Гавен сложил список, подошел к двери и крикнул:
– Шашурин!
Вошел толстый вольноопределяющийся с красным носом.
– Товарищи из тюрьмы ждут?
– Сидят, чай пьют.
– Отлично. Передай товарищам этот список. Они знают, что делать.
Гавен вернулся в комнату и сказал:
– Как я хочу спать!
– Революция – это бессонница, – сказала Нина Островская. Потом подумала немного и добавила: – Но я продолжаю настаивать на освобождении Мученика.
– Я учел ваше мнение, товарищ Островская, – официально сказал Гавен и улегся, не снимая сапог, на продавленный кожаный диван. – А теперь можно поспать. Хотя бы час.
Островская вышла, хлопнув дверью.
Странное, тягучее, почти праздничное напряжение все более овладевало Андреем по мере того, как приближалась ночь. И это происходило не только с ним, но и с прочими обитателями большой камеры. Никто не спал. Многие стояли или пытались ходить, вызывая раздражение и ругань тех, кто оставался сидеть на полу. Люди не разговаривали, а перебрасывались отдельными фразами как будто для того только, чтобы не упустить тот момент, когда начнет отворяться дверь. «Я провел с этими людьми почти целый день, – думал Андрей, – но за исключением Елисея и Оспенского я никого не заметил, и если когда-нибудь судьба, уберегши меня, столкнет с одним из соседей по камере, я же его не узнаю!»
– Почему все страшное происходит ночью? – сказал Андрей. – И чудеса, и смерть.
– Люди даже умирают под утро, – сказал Оспенский, – это медицинский факт.
– У нас все объясняется просто, – объяснил Елисей Евсеевич. – Днем матросы и прочие власти заняты на митингах и грабежах, вечером они пропивают награбленное, а ночью занимаются делами.
Елисей Евсеевич будто сам себя уговаривал, потому что и он оробел перед лицом безжалостной ночи.
Дверь раскрылась часов в одиннадцать – сначала все услышали, как по коридору идут люди, и ждали – у этой камеры они остановятся или пройдут дальше.

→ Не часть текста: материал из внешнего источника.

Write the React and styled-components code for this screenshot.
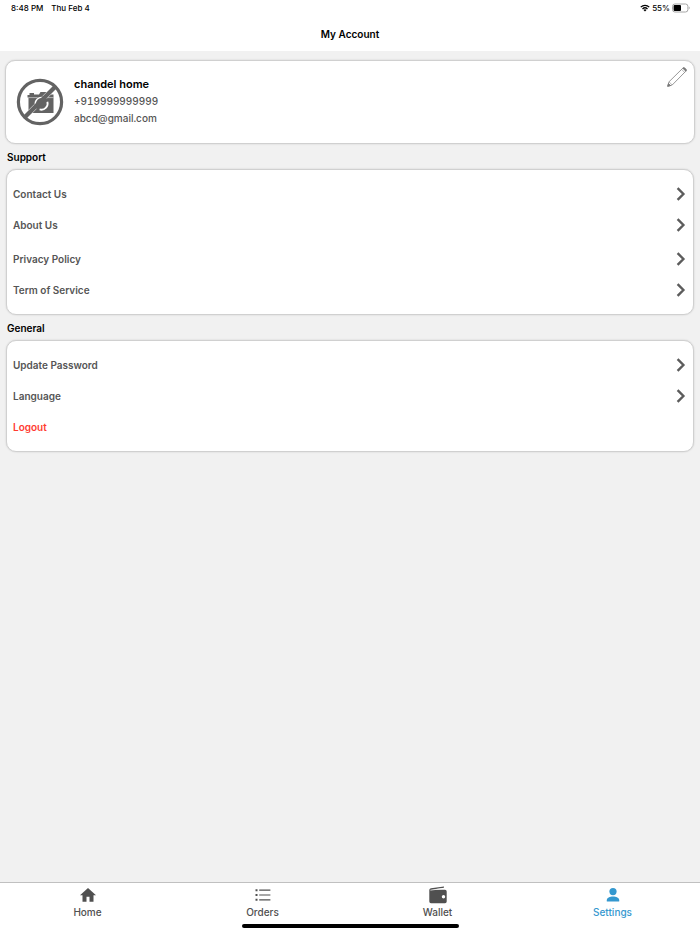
import React from 'react';
import styled, { createGlobalStyle } from 'styled-components';

const GlobalStyle = createGlobalStyle`
  * {
    box-sizing: border-box;
  }
  body {
    margin: 0;
    background: #f1f1f1;
    color: #000;
    font-family: Inter, 'Liberation Sans', sans-serif;
  }
  h1, h2, p, ul {
    margin: 0;
    padding: 0;
  }
  button {
    font-family: inherit;
    border: 0;
    background: none;
    padding: 0;
    cursor: pointer;
  }
`;

const supportItems = [
  { label: 'Contact Us' },
  { label: 'About Us' },
  { label: 'Privacy Policy', spaced: true },
  { label: 'Term of Service' },
];

const generalItems = [
  { label: 'Update Password' },
  { label: 'Language' },
  { label: 'Logout', danger: true },
];

const tabs = [
  { label: 'Home', icon: HomeIcon },
  { label: 'Orders', icon: OrdersIcon },
  { label: 'Wallet', icon: WalletIcon },
  { label: 'Settings', icon: SettingsIcon, active: true },
];

export default function App() {
  return (
    <>
      <GlobalStyle />
      <Screen>
        <Header>
          <StatusBar>
            <StatusGroup $gap={8}>
              <span>8:48 PM</span>
              <span>Thu Feb 4</span>
            </StatusGroup>
            <StatusGroup $gap={2}>
              <WifiIcon />
              <span>55%</span>
              <BatteryIcon />
            </StatusGroup>
          </StatusBar>
          <Title>My Account</Title>
        </Header>
        <Main>
          <ProfileCard>
            <NoPhotoIcon />
            <ProfileInfo>
              <Name>chandel home</Name>
              <Detail>+919999999999</Detail>
              <Detail>abcd@gmail.com</Detail>
            </ProfileInfo>
            <EditButton type="button" aria-label="Edit profile">
              <PencilIcon />
            </EditButton>
          </ProfileCard>
          <Section title="Support" items={supportItems} />
          <Section title="General" items={generalItems} />
        </Main>
        <Footer>
          <TabBar>
            {tabs.map(({ label, icon: Icon, active }) => (
              <Tab key={label} type="button" $active={active}>
                <Icon />
                {label}
              </Tab>
            ))}
          </TabBar>
          <HomeIndicator />
        </Footer>
      </Screen>
    </>
  );
}

function Section({ title, items }) {
  return (
    <section>
      <SectionTitle>{title}</SectionTitle>
      <MenuCard>
        {items.map(({ label, spaced, danger }) => (
          <MenuItem key={label} $spaced={spaced}>
            <MenuButton type="button" $danger={danger}>
              {label}
              {!danger && <ChevronIcon />}
            </MenuButton>
          </MenuItem>
        ))}
      </MenuCard>
    </section>
  );
}

function WifiIcon() {
  return (
    <svg width="10" height="8" viewBox="0 0 20 16" fill="none" stroke="#000" strokeWidth="2.6">
      <path d="M1.5 6.2a12.2 12.2 0 0 1 17 0" />
      <path d="M5 10a7.2 7.2 0 0 1 10 0" />
      <path d="M10 15.2l-3-3.2a4.4 4.4 0 0 1 6 0z" fill="#000" stroke="none" />
    </svg>
  );
}

function BatteryIcon() {
  return (
    <svg width="18" height="10" viewBox="0 0 18 10">
      <rect x="0.5" y="1" width="15.4" height="8" rx="2.4" fill="none" stroke="#a6a6a6" />
      <rect x="1.6" y="2.1" width="7.4" height="5.8" rx="1" fill="#000" />
      <path d="M16.8 3.6v2.8c1.2-.5 1.2-2.3 0-2.8z" fill="#a6a6a6" />
    </svg>
  );
}

function NoPhotoIcon() {
  return (
    <svg width="48" height="48" viewBox="0 0 48 48">
      <path
        fill="#636363"
        d="M13.5 15h4.5v1.5h5l1.5-2.5h8.5l1.5 2.5H37.5V35H12.5V19.5h-1V17h2z"
      />
      <path d="M12.5 19.6h13M32 19.6h5.5" stroke="#fff" strokeWidth="0.5" />
      <path d="M8 40 40 8" stroke="#fff" strokeWidth="5" />
      <circle cx="25.5" cy="25.5" r="7.2" fill="#636363" />
      <path d="M19.5 27.2a6.2 6.2 0 0 1 7.6-7.6" fill="none" stroke="#fff" strokeWidth="1.4" />
      <path d="M31.4 23.8a6.2 6.2 0 0 1-7.8 7.6" fill="none" stroke="#fff" strokeWidth="1.8" />
      <path d="M8 40 40 8" stroke="#636363" strokeWidth="4.2" />
      <circle cx="24" cy="24" r="21.6" fill="none" stroke="#636363" strokeWidth="3.2" />
    </svg>
  );
}

function PencilIcon() {
  return (
    <svg width="20" height="20" viewBox="0 0 20 20" fill="none" stroke="#8c8c8c" strokeWidth="0.9">
      <path d="M.7 19.3 2 14.8 15.8 1.2q1-.9 2 0l1 1q.9 1 0 2L5.2 18z" />
      <path d="M2 14.8 5.2 18M14.6 2.4l3 3" strokeWidth="0.6" />
      <path d="m15.8 1.2 3 3q.9-1 0-2l-1-1q-1-.9-2 0zM.7 19.3l.8-2.7 2 2z" fill="#777" stroke="#777" />
    </svg>
  );
}

function ChevronIcon() {
  return (
    <svg width="10" height="14" viewBox="0 0 10 14" fill="none" stroke="#5c5c5c" strokeWidth="2.4">
      <path d="M1.6 1.2 7.4 7l-5.8 5.8" />
    </svg>
  );
}

function HomeIcon() {
  return (
    <svg width="18" height="18" viewBox="0 0 18 18" fill="currentColor">
      <path d="M7.5 15.8v-5h3v5h4V9.2H17L9 2 1 9.2h2.5v6.6z" />
    </svg>
  );
}

function OrdersIcon() {
  return (
    <svg width="18" height="18" viewBox="0 0 18 18" fill="currentColor">
      <path d="M1.5 3.2h2v2h-2zM1.5 8h2v2h-2zM1.5 12.8h2v2h-2zM5.2 3.6h11.2v1.2H5.2zM5.2 8.4h11.2v1.2H5.2zM5.2 13.2h11.2v1.2H5.2z" />
    </svg>
  );
}

function WalletIcon() {
  return (
    <svg width="18" height="18" viewBox="0 0 18 18" fill="currentColor">
      <path d="M.3 3.7Q.7 2.5 2 2.3L15 .4v1.4L2.6 3.7H16q1.7 0 1.7 1.7v10.1q0 1.7-1.7 1.7H2Q.3 17.2.3 15.5z" />
      <path d="M1.4 4.2 15.6 2.2" stroke="#fff" strokeWidth="0.7" />
      <circle cx="14.5" cy="10.8" r="1.7" fill="#fff" />
    </svg>
  );
}

function SettingsIcon() {
  return (
    <svg width="18" height="18" viewBox="0 0 18 18" fill="currentColor">
      <circle cx="9" cy="5.6" r="3.6" />
      <path d="M2.8 15.4v-1.2c0-2.2 3-3.6 6.2-3.6s6.2 1.4 6.2 3.6v1.2z" />
    </svg>
  );
}

const Screen = styled.div`
  display: flex;
  flex-direction: column;
  min-height: 100vh;
`;

const Header = styled.header`
  background: #fff;
  padding-bottom: 9px;
`;

const StatusBar = styled.div`
  display: flex;
  align-items: center;
  justify-content: space-between;
  height: 16px;
  padding: 0 10px 0 11px;
  font-size: 8px;
  font-weight: 500;
`;

const StatusGroup = styled.div`
  display: flex;
  align-items: center;
  gap: ${({ $gap }) => $gap}px;
`;

const Title = styled.h1`
  padding-top: 10px;
  font-size: 10px;
  font-weight: 600;
  line-height: 16px;
  text-align: center;
`;

const Main = styled.main`
  flex: 1;
  padding: 9px 6px 0;
`;

const Card = styled.div`
  background: #fff;
  border: 1px solid #d0d0d0;
  border-radius: 10px;
  box-shadow: 0 0 2px rgba(0, 0, 0, 0.15);
`;

const ProfileCard = styled(Card)`
  display: flex;
  align-items: center;
  margin: 0 -1px;
  padding: 15px 7px 16px 10px;
  gap: 10px;
`;

const ProfileInfo = styled.div`
  flex: 1;
`;

const Name = styled.h2`
  font-size: 11px;
  font-weight: 600;
  line-height: 17px;
`;

const Detail = styled.p`
  color: #555;
  font-size: 10px;
  font-weight: 500;
  font-variant-numeric: tabular-nums;
  line-height: 17px;
`;

const EditButton = styled.button`
  display: flex;
  align-self: flex-start;
  margin-top: -9px;
`;

const SectionTitle = styled.h2`
  padding: 5px 1px 4px;
  font-size: 10px;
  font-weight: 600;
  line-height: 16px;
`;

const MenuCard = styled(Card).attrs({ as: 'ul' })`
  list-style: none;
  padding: 8px 7px 9px 6px;
`;

const MenuItem = styled.li`
  margin-top: ${({ $spaced }) => ($spaced ? '3px' : '0')};
`;

const MenuButton = styled.button`
  display: flex;
  align-items: center;
  justify-content: space-between;
  width: 100%;
  height: 31px;
  color: ${({ $danger }) => ($danger ? '#ff3b30' : '#555')};
  font-size: 10px;
  font-weight: 600;
`;

const Footer = styled.footer`
  display: flex;
  flex-direction: column;
  align-items: center;
  background: #fff;
  border-top: 1px solid #c0c0c0;
  padding-bottom: 6px;
`;

const TabBar = styled.nav`
  display: flex;
  width: 100%;
  padding-top: 3px;
`;

const Tab = styled.button`
  display: flex;
  flex: 1;
  flex-direction: column;
  align-items: center;
  height: 38px;
  color: ${({ $active }) => ($active ? '#3498cf' : '#505050')};
  font-size: 10px;
  font-weight: 500;
  line-height: 16px;
`;

const HomeIndicator = styled.div`
  width: 31%;
  height: 4px;
  border-radius: 2px;
  background: #000;
`;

Остановились. Щелкнула заслонка, потом со скрипом, будто что-то железное упало на пол, открылся замок, и дверь поехала внутрь. Надзиратель с фонарем крикнул, светя на лист бумаги:
– Ладушкин!
По камере пронесся облегченный вздох и потом прервался. Все слушали, как с нар сползал и, прихрамывая, шел к двери черный сутулый силуэт – память о человеке, который мелькнул в жизни и никто не разглядел его лица.
– А что? – спросил этот человек у надзирателя в двери. – Куда меня?
– Домой вас, – сказал надзиратель. – Я так понимаю, что домой пойдете. Хлопотали за вас.
– Вот видишь, – сказал Елисей Евсеевич, – значит, и меня вот-вот позовут. Попрощаемся… и, вернее всего, навсегда!
Андрей испытывал неприязнь к Мученику – к этому самодовольному торгашу, который и на самом деле выйдет отсюда и будет на радостях пить сухое вино и заедать цыпленком. «А я в эту самую минуту… в ту минуту, когда он будет худыми жадными пальцами разрывать цыпленка, буду стоять у стены и ждать, когда некто безликий крикнет: «Пли!»
– Андрюша, Андрюша, – сказал Елисей Евсеевич тихо, – а ваша жена совсем молоденькая, это так?
Андрей не стал отвечать – в горле был комок, так хотелось заплакать.
– У меня есть один план, – сказал Елисей. – Только ты, Оспенский, отвернись, мы будем шептаться.
– Идите вы к чертовой матери, – буркнул Оспенский, он лежал и глядел в черноту невидимого потолка.
– Вы понимаете, что шансов у вас почти нету?